Iceland to offer interest-free loans to customers as cost of living crisis bites
Iceland will offer customers interest-free loans to help with their food shop amid soaring inflation.
The supermarket trialled the scheme in Huddersfield and Rhyl, Denbighshire, before rolling it out across Wales, where more than 500 customers used it.
Managing director Richard Walker said loans – provided by charity-owned lender Fair For You – would only be offered to those who can afford them.
The “real value” of pay fell by 3% from April to June, according to new data.
Repayments are set at £10 per week, with customers able to choose the day they are made and overpay if convenient to them.
The scheme comes after a regional pilot trial, where it found 92% of customers using food banks previously had stopped or reduced their use of them.
During the pilot phase, customers paid interest on loans, however Iceland have now decided to make all loans interest-free for the national roll-out.
Rhyl was initially included as a pilot area, before expanding across Wales, as over 500 Welsh customers used the loan service.

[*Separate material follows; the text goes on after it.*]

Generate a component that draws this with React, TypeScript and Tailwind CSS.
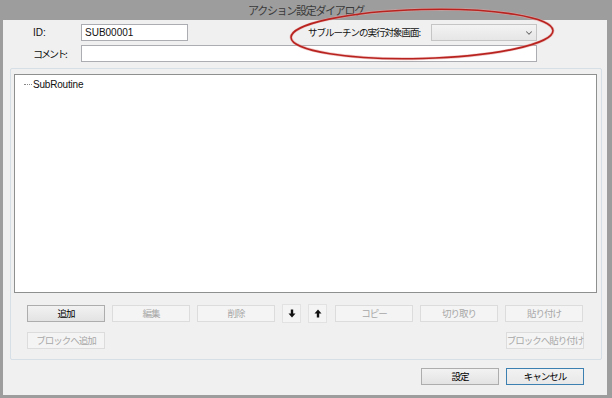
import { ChevronDown } from "lucide-react";

const font = { fontFamily: '"Noto Sans CJK JP", "Noto Sans", sans-serif' };

function Btn(props: { label: string; enabled?: boolean; primary?: boolean }) {
    const { label, enabled, primary } = props
    let cls = "border-[#dcdcdc] bg-[#f4f4f4] text-[#a8a8a8]"
    if (enabled) cls = "border-[#adadad] bg-gradient-to-b from-[#f2f2f2] to-[#e3e3e3] text-black"
    if (primary) cls = "border-[#3c7fb1] bg-gradient-to-b from-[#f2f2f2] to-[#e8e8e8] text-black"
    return (
        <div className={`w-[78px] h-[17px] border flex items-center justify-center whitespace-nowrap text-[9.5px] tracking-[-1px] leading-none ${cls}`}>
            {label}
        </div>
    )
}

function ArrowBtn(props: { up?: boolean }) {
    return (
        <div className="w-[19px] h-[19px] -mt-[1px] border border-[#e2e2e2] bg-[#f4f4f4] flex items-center justify-center">
            <svg width="8" height="9" viewBox="0 0 8 9">
                {props.up ? (
                    <path d="M4 0.5 L7.5 4.5 H5.2 V8.5 H2.8 V4.5 H0.5 Z" fill="#111" />
                ) : (
                    <path d="M4 8.5 L7.5 4.5 H5.2 V0.5 H2.8 V4.5 H0.5 Z" fill="#111" />
                )}
            </svg>
        </div>
    )
}

export default function App() {
    return (
        <div className="relative w-[612px] h-[398px] bg-[#9d9d9d] flex flex-col overflow-hidden" style={font}>
            <div className="h-[20px] flex items-center justify-center text-[11px] tracking-[-1.3px] text-[#3a3a3a] whitespace-nowrap">
                アクション設定ダイアログ
            </div>
            <div className="flex-1 ml-[3px] mr-[5px] mb-[3px] bg-[#f0f0f0] flex flex-col text-[10px] text-[#111]">
                {/* header rows */}
                <div className="flex items-center mt-[4px] pl-[30px] h-[17px] whitespace-nowrap">
                    <div className="w-[48px]" style={{ fontFamily: '"Liberation Sans", sans-serif' }}>ID:</div>
                    <div className="w-[107px] h-[17px] border border-[#abadb3] bg-white flex items-center pl-[3px]" style={{ fontFamily: '"Liberation Sans", sans-serif' }}>
                        SUB00001
                    </div>
                    <div className="w-[120px]" />
                    <div className="w-[123px] text-[9.5px] tracking-[-1px]">サブルーチンの実行対象画面:</div>
                    <div className="w-[106px] h-[17px] border border-[#c5c5c5] bg-gradient-to-b from-[#f3f3f3] to-[#e6e6e6] flex items-center justify-end pr-[2px]">
                        <ChevronDown size={10} strokeWidth={2.5} color="#666" />
                    </div>
                </div>
                <div className="flex items-center mt-[4px] pl-[30px] h-[17px] whitespace-nowrap">
                    <div className="w-[48px] tracking-[-2px]">コメント:</div>
                    <div className="w-[456px] h-[17px] border border-[#abadb3] bg-white" />
                </div>

                {/* group box */}
                <div className="ml-[7px] mt-[6px] w-[592px] h-[292px] border border-[#d5dfe5] rounded-[2px] flex flex-col">
                    <div className="ml-[3px] mt-[5px] w-[583px] h-[219px] border border-[#8e8f8f] bg-white">
                        <div className="flex items-center mt-[2px] ml-[9px]" style={{ fontFamily: '"Liberation Sans", sans-serif' }}>
                            <div className="w-[8px] border-t border-dotted border-[#888] mr-[1px]" />
                            <span className="text-[10px] tracking-[-0.2px]">SubRoutine</span>
                        </div>
                    </div>
                    <div className="flex mt-[12px] ml-[16px]">
                        <Btn label="追加" enabled />
                        <div className="w-[7px]" />
                        <Btn label="編集" />
                        <div className="w-[7px]" />
                        <Btn label="削除" />
                        <div className="w-[7px]" />
                        <ArrowBtn />
                        <div className="w-[7px]" />
                        <ArrowBtn up />
                        <div className="w-[8px]" />
                        <Btn label="コピー" />
                        <div className="w-[7px]" />
                        <Btn label="切り取り" />
                        <div className="w-[7px]" />
                        <Btn label="貼り付け" />
                    </div>
                    <div className="flex justify-between mt-[9px] ml-[16px] w-[557px]">
                        <Btn label="ブロックへ追加" />
                        <Btn label="ブロックへ貼り付け" />
                    </div>
                </div>

                {/* footer */}
                <div className="flex mt-[8px] ml-[418px]">
                    <Btn label="設定" enabled />
                    <div className="w-[7px]" />
                    <Btn label="キャンセル" primary />
                </div>
            </div>

            {/* red highlight ellipse */}
            <svg className="absolute left-[288px] top-[5px] pointer-events-none" width="270" height="58" viewBox="0 0 270 58">
                <ellipse cx="134" cy="29" rx="131" ry="24.5" fill="none" stroke="#e8a0a0" strokeWidth="3" opacity="0.6" transform="rotate(-1.5 134 29)" />
                <ellipse cx="134" cy="29" rx="131" ry="24.5" fill="none" stroke="#b8231f" strokeWidth="1.6" transform="rotate(-1.5 134 29)" />
            </svg>
        </div>
    )
}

Iceland’s ‘food club’ has teamed-up with ethical lender ‘Fair for You’ to help customers purchase everyday items.
The Office for National Statistics (ONS) found average wages in the UK rose by 4.7% in three months, but this was below the rate of inflation – which was 9.4%.
The gap between pay growth and inflation is the biggest since records began more than 20 years ago, as the current inflation figure is 9.4%, while wage growth falls far behind at 4.7%.
The frozen food provider also reported that this year 8.4 million people are going hungry, and 9 million families who receive benefits will be an average of £500 worse off due to inflation.
Speaking to BBC Radio 5 Live this morning, Iceland’s managing director Richard Walker said: “We started piloting for 18 months in some of the most deprived areas around the UK and actually the results were phenomenal.
“The Social Impact Reporting showed that over 90% of people reduced their need to go to food banks, improved people’s credit scores, their mental health, they ate better, and 70% of them didn’t fall behind on essentials like rent and council tax.”
He went on to explain how the loan actually works: “You can apply online you get a response as quickly as in an hour.
“We’re not the loan provider but Fair for You will only loan to people who can afford to repay it.
“Those on a regular salary and people who are who are well off, it wouldn’t apply, and nor would someone who you know, quite frankly couldn’t afford to repay.”
When asked what happens if the loan is not repaid on time, Mr Walker said: “It’s a collaborative, flexible process, people are helped not harassed.
“The debt is not sold off to third parties, and third party debt collectors are not brought in.
“Actually, everyone is put on a flexible long term payment plan if they can’t afford to repay.”
Successful applicants for the loan will receive a preloaded food club card within five to seven business days.
The Iceland chain began in the 1970s, founded by Mr Walker’s father, and now has nearly 1,000 UK stores, with its headquarters on Deeside industrial park in Flintshire.